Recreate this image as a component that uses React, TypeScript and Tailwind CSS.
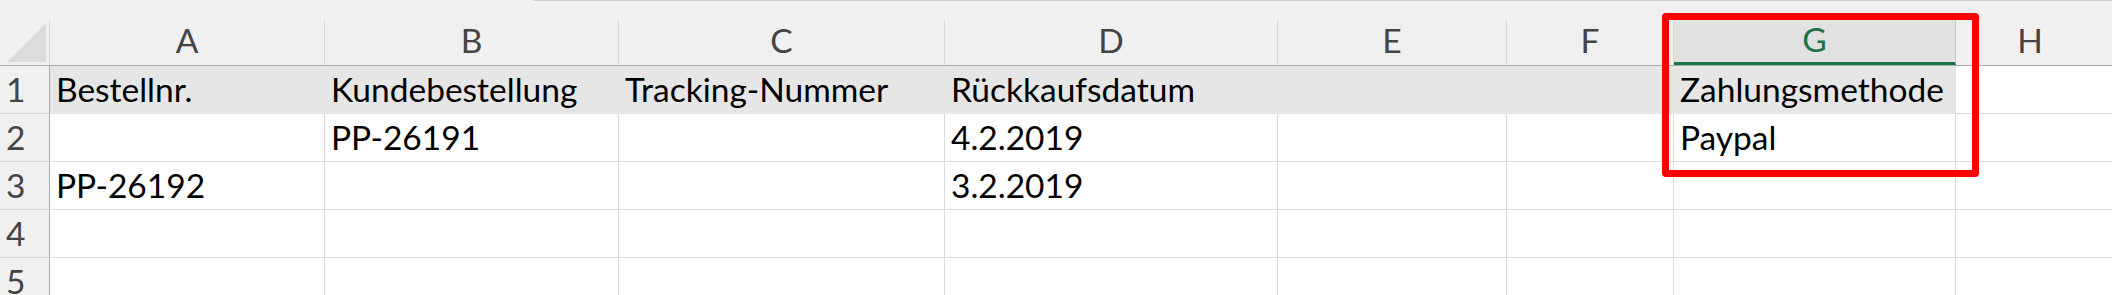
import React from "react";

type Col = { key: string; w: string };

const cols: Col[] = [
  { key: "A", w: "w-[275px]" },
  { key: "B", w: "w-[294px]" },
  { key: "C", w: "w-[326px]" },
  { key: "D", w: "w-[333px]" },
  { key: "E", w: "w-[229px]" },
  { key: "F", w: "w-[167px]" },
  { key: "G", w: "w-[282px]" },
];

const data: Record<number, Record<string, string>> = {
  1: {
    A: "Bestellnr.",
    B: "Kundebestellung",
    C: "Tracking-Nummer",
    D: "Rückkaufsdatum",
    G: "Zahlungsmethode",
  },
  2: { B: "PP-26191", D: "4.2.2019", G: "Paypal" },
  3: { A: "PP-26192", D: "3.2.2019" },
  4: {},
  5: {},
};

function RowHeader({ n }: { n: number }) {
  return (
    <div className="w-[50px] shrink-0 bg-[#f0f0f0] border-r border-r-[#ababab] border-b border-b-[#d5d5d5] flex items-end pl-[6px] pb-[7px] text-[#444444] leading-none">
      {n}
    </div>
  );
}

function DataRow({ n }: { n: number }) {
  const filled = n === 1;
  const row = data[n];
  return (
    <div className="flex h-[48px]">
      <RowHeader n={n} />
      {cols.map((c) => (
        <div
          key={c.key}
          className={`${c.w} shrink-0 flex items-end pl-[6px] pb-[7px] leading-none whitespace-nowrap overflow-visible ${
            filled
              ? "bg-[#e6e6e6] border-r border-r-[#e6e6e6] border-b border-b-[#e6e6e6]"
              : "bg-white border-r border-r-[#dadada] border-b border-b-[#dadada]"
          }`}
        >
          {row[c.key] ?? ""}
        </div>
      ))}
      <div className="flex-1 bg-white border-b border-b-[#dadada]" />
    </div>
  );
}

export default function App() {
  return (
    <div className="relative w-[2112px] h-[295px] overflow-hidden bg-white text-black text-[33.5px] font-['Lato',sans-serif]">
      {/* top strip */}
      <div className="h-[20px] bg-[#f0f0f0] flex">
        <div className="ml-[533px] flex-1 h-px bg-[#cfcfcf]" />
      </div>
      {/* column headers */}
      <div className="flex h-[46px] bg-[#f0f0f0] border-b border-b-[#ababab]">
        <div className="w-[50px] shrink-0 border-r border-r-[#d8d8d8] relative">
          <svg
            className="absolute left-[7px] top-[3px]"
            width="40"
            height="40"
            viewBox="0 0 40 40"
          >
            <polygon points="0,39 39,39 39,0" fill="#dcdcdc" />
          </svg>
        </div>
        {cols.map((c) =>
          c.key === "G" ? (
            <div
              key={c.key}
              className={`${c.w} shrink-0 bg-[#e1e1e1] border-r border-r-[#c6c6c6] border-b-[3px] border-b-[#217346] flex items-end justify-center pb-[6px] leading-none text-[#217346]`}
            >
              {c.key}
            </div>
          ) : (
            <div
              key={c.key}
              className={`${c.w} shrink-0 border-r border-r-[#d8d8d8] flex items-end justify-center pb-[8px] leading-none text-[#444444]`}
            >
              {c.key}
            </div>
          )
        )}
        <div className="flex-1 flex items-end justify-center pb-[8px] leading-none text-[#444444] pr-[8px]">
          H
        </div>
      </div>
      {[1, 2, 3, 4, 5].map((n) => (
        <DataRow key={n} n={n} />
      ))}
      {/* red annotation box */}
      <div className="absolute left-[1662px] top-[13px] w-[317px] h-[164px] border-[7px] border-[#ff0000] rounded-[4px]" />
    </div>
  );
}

---------------

Show each line holding the word "React".

■ EXERCISE OUTPUT:
Recreate this image as a component that uses React, TypeScript and Tailwind CSS.
import React from "react";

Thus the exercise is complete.